• Information supplied:
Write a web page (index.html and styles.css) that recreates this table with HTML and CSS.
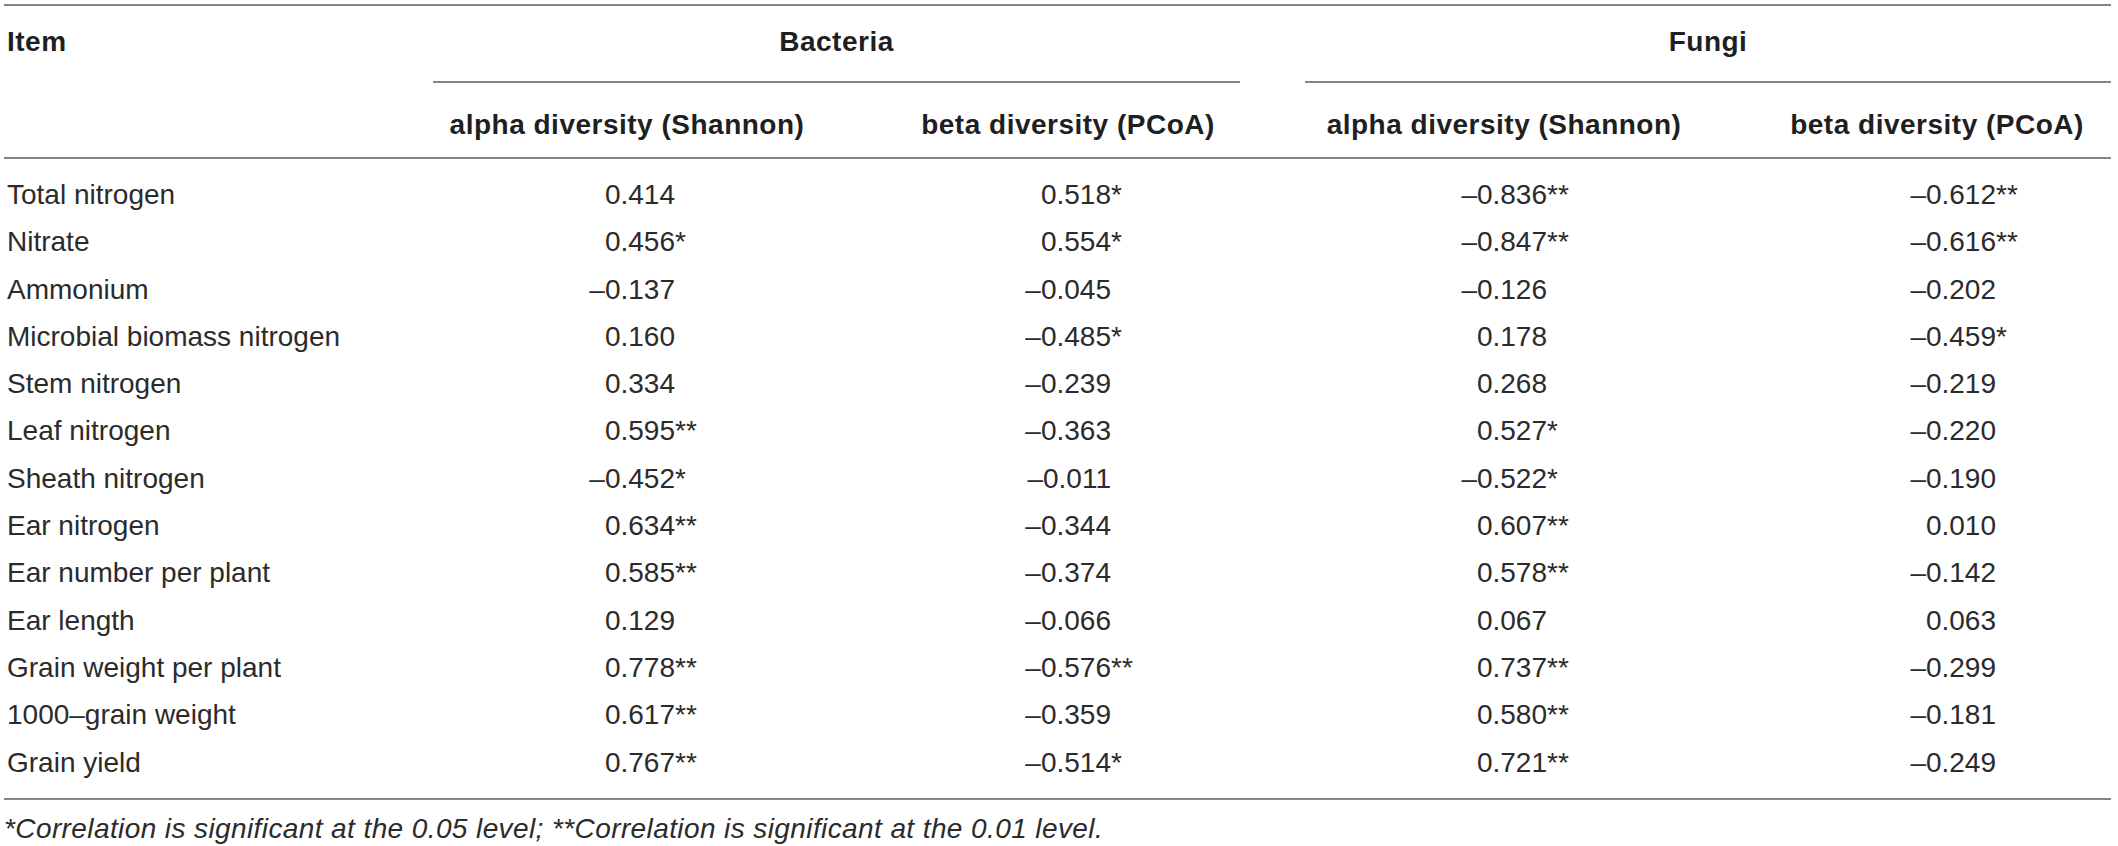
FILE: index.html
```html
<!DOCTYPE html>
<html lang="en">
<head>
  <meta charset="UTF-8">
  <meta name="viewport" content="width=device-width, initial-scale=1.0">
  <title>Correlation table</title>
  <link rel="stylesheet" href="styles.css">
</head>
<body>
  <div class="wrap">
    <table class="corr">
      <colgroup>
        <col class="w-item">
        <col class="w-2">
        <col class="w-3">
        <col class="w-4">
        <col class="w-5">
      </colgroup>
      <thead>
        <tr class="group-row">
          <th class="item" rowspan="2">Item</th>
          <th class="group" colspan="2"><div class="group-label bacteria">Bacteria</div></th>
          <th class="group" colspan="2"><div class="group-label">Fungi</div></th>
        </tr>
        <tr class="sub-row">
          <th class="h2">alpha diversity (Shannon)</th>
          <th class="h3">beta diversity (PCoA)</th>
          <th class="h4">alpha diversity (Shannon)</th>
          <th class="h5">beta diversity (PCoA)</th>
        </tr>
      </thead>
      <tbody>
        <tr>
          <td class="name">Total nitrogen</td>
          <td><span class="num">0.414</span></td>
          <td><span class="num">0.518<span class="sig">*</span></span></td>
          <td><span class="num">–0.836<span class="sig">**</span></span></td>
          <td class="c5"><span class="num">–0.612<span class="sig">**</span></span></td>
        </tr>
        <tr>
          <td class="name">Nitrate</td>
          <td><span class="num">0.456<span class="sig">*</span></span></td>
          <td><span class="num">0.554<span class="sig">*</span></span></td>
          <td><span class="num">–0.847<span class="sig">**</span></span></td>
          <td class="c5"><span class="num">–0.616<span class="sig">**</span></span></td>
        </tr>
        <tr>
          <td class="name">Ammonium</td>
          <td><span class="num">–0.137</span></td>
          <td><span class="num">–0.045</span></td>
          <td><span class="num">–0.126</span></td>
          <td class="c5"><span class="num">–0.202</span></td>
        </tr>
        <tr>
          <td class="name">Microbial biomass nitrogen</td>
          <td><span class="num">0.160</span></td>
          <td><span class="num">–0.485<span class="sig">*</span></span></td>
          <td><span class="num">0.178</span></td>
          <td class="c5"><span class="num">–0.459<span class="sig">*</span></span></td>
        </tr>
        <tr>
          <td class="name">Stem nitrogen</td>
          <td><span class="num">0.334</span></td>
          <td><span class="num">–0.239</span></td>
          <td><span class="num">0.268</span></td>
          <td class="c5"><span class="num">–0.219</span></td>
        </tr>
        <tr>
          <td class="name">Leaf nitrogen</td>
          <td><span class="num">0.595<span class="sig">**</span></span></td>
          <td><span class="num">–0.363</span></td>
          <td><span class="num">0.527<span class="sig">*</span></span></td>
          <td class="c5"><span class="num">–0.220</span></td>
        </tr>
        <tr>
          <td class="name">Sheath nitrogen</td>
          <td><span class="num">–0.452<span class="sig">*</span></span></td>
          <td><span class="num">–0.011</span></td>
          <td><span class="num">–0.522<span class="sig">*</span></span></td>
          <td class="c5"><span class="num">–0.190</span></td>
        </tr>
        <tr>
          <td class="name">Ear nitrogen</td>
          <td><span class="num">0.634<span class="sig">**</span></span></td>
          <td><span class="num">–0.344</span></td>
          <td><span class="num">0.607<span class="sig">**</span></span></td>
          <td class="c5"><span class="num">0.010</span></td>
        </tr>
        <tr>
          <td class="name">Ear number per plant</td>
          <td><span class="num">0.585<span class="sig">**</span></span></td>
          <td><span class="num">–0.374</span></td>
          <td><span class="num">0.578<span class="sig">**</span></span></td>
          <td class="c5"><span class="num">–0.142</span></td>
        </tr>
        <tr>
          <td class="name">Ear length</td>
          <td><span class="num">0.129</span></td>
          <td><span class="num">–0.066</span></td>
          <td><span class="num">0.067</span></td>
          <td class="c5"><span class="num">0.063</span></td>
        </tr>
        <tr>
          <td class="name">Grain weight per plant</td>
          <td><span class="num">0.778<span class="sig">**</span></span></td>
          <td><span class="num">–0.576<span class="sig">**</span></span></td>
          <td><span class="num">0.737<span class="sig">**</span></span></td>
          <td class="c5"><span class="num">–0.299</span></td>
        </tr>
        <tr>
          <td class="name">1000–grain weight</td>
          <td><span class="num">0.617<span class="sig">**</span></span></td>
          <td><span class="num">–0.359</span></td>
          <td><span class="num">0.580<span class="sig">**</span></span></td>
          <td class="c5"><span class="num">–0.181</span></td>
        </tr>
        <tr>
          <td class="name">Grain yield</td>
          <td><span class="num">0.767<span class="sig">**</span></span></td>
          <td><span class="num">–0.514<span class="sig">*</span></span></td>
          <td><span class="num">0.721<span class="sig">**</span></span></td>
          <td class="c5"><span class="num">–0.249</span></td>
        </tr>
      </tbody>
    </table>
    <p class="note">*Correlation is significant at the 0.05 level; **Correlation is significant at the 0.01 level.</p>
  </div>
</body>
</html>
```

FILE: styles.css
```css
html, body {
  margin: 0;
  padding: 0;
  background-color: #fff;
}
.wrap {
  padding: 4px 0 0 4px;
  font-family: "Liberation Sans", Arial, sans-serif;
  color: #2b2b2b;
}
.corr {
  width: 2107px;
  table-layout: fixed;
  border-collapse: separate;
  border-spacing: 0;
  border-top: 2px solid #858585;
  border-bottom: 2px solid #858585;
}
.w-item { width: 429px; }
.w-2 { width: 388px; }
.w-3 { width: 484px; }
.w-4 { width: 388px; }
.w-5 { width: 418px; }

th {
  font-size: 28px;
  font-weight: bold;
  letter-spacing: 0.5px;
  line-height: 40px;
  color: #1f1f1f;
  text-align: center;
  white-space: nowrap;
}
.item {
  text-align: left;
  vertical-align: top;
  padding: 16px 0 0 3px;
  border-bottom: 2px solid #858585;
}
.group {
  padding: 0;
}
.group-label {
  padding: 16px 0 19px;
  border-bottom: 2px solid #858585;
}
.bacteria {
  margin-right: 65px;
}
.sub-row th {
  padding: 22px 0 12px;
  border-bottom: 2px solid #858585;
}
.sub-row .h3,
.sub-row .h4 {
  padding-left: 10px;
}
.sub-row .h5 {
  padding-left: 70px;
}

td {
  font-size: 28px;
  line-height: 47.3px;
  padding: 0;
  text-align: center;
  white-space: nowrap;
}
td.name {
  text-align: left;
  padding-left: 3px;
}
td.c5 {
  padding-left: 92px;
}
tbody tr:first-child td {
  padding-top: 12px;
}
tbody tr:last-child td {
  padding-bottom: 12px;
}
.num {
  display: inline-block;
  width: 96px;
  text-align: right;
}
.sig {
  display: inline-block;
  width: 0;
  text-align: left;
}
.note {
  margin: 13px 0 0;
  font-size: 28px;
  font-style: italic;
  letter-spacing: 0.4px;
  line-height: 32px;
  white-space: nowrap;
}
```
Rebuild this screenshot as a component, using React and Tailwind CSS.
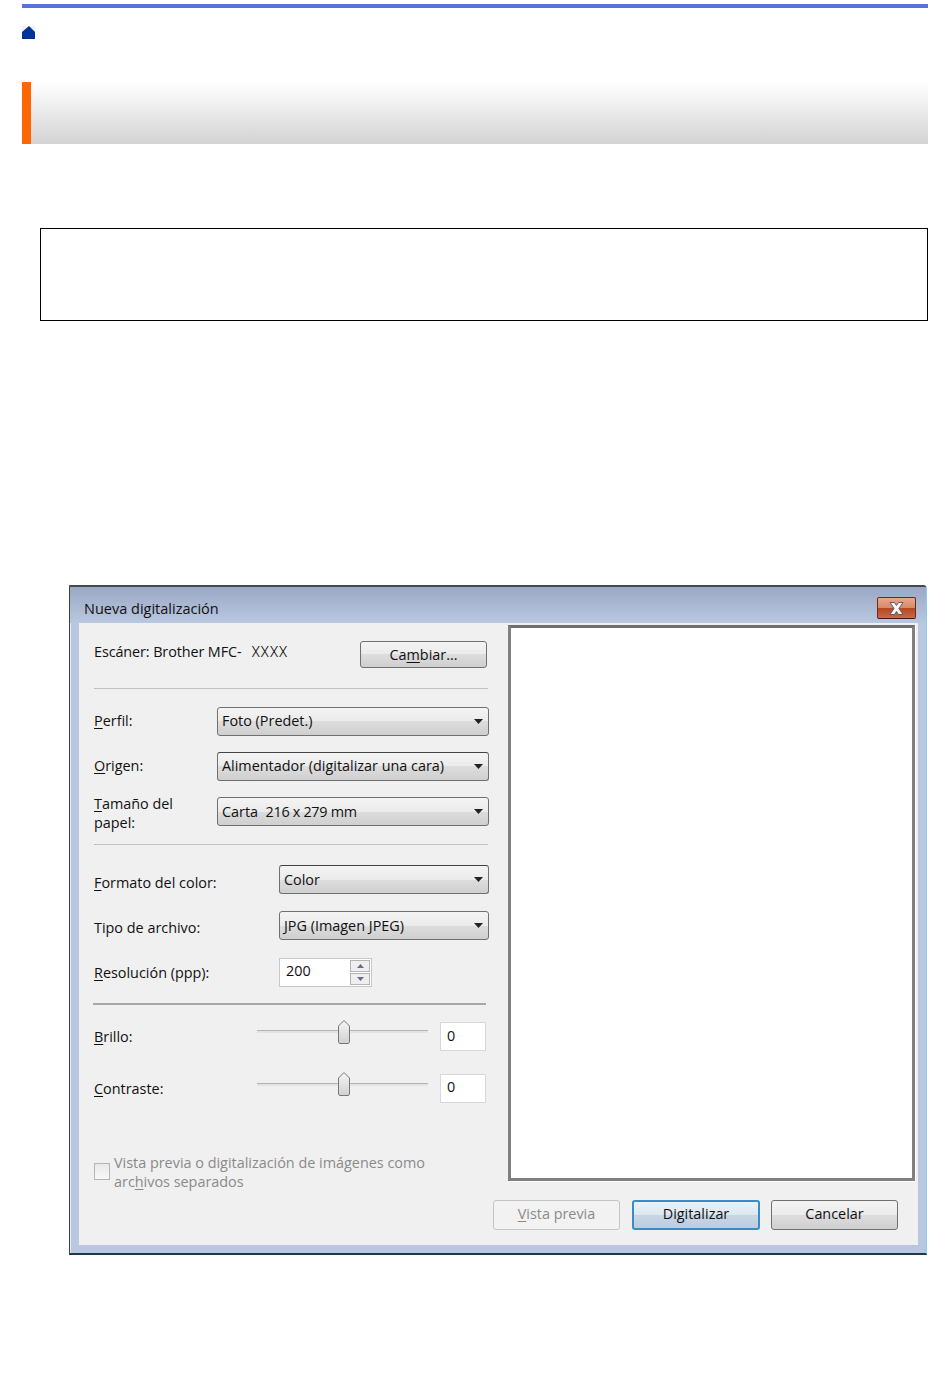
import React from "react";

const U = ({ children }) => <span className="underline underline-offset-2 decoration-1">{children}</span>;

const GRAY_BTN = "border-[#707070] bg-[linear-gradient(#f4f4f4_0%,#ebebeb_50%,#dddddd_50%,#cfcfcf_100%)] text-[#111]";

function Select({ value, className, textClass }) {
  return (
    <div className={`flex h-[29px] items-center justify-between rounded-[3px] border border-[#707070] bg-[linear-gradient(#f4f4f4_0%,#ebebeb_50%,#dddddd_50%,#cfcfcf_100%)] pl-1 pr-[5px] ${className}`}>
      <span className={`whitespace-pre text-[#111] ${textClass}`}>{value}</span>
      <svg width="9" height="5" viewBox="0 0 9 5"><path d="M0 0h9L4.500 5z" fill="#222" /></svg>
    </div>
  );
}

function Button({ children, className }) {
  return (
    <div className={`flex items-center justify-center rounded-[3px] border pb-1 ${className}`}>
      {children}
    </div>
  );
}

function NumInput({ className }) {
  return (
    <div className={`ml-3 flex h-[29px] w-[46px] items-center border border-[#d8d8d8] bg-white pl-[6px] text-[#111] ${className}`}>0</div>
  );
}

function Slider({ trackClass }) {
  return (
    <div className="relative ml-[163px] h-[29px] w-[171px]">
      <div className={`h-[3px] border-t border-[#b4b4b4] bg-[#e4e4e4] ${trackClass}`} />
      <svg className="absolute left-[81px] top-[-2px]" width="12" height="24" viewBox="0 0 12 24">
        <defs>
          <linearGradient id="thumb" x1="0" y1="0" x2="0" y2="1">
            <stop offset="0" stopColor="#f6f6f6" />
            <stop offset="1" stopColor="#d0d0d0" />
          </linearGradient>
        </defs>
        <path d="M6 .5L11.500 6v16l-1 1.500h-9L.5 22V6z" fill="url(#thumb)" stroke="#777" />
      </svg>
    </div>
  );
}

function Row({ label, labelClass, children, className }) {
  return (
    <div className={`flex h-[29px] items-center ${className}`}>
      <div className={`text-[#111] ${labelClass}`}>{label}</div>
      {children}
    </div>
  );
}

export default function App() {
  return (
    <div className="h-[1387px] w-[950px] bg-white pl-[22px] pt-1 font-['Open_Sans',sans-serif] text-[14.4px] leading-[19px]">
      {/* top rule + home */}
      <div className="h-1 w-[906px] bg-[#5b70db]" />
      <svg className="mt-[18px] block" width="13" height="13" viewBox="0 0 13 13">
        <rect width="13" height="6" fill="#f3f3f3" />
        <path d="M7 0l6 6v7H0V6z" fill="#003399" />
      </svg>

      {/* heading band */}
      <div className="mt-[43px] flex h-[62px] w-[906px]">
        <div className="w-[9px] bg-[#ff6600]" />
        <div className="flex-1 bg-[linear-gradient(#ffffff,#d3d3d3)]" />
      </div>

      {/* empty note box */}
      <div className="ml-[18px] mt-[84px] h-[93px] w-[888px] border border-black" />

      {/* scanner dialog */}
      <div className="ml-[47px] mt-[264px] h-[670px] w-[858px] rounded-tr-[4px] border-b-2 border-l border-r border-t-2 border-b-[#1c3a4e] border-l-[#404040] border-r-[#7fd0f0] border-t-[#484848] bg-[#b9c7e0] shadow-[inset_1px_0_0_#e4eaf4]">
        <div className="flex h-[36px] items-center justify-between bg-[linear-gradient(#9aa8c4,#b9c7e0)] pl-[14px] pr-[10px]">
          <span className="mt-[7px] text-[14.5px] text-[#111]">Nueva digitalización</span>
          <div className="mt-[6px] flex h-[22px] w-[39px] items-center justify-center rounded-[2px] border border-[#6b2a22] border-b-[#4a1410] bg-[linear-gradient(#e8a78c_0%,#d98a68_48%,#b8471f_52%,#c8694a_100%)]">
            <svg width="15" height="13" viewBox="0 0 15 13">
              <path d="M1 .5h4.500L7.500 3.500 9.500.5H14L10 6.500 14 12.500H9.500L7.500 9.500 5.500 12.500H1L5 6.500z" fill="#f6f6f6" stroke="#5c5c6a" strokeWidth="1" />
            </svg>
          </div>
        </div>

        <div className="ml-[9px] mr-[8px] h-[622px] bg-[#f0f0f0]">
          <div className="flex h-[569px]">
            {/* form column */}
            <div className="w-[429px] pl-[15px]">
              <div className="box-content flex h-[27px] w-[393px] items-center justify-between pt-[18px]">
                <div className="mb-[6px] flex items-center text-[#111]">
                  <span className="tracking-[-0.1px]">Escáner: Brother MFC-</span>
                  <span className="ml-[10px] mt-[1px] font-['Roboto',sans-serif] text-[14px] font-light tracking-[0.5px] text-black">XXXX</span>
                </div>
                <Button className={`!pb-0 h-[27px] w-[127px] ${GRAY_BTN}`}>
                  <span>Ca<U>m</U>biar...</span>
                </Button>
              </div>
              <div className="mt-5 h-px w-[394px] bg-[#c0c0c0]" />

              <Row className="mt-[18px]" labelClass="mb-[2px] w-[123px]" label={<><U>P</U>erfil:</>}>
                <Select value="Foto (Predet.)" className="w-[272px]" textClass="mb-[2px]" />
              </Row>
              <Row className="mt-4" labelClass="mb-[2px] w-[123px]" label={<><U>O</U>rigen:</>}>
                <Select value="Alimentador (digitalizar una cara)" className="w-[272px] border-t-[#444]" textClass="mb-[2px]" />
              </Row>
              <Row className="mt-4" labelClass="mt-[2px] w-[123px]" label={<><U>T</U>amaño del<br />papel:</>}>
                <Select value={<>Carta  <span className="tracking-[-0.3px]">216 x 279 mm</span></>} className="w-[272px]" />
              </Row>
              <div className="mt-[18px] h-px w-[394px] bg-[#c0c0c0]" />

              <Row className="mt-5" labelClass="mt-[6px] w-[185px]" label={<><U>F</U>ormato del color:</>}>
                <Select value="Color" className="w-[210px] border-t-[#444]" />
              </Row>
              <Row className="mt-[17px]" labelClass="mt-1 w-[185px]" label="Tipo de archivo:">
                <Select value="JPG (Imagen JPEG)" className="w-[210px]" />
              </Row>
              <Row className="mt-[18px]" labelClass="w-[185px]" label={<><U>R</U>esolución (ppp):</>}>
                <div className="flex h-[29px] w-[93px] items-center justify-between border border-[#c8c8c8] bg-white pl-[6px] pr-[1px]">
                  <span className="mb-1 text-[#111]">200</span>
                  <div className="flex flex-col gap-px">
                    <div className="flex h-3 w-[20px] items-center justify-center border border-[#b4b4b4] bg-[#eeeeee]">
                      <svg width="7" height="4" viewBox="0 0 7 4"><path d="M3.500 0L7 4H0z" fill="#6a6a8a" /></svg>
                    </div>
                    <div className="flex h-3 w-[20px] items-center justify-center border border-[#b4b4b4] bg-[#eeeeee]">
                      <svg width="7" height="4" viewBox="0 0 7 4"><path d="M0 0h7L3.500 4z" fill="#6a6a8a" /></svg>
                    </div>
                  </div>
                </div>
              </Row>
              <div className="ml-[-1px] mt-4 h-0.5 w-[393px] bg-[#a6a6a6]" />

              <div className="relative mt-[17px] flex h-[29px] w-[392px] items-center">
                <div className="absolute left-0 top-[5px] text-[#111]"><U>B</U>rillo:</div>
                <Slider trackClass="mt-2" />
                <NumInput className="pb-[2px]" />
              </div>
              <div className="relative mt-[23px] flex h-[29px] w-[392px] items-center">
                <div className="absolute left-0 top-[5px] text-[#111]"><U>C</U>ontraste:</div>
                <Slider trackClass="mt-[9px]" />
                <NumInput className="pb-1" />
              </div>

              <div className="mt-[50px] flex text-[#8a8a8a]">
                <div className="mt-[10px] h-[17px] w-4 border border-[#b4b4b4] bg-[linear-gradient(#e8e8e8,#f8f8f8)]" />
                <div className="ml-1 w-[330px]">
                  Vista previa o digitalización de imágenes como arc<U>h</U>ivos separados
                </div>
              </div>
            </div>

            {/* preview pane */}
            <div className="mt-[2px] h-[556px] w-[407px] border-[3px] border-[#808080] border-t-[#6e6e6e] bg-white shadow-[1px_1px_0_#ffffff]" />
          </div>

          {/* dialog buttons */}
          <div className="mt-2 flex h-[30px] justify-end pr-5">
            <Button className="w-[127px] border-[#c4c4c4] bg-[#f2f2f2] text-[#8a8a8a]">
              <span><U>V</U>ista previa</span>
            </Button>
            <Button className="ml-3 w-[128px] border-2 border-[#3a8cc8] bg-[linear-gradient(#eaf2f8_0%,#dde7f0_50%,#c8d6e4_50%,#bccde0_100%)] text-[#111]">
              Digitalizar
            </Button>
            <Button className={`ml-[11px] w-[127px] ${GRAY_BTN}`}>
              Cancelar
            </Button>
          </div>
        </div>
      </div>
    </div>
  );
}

• What this task involves: Return each line that includes "styles".

• Full solution:
Write a web page (index.html and styles.css) that recreates this table with HTML and CSS.
  <link rel="stylesheet" href="styles.css">
FILE: styles.css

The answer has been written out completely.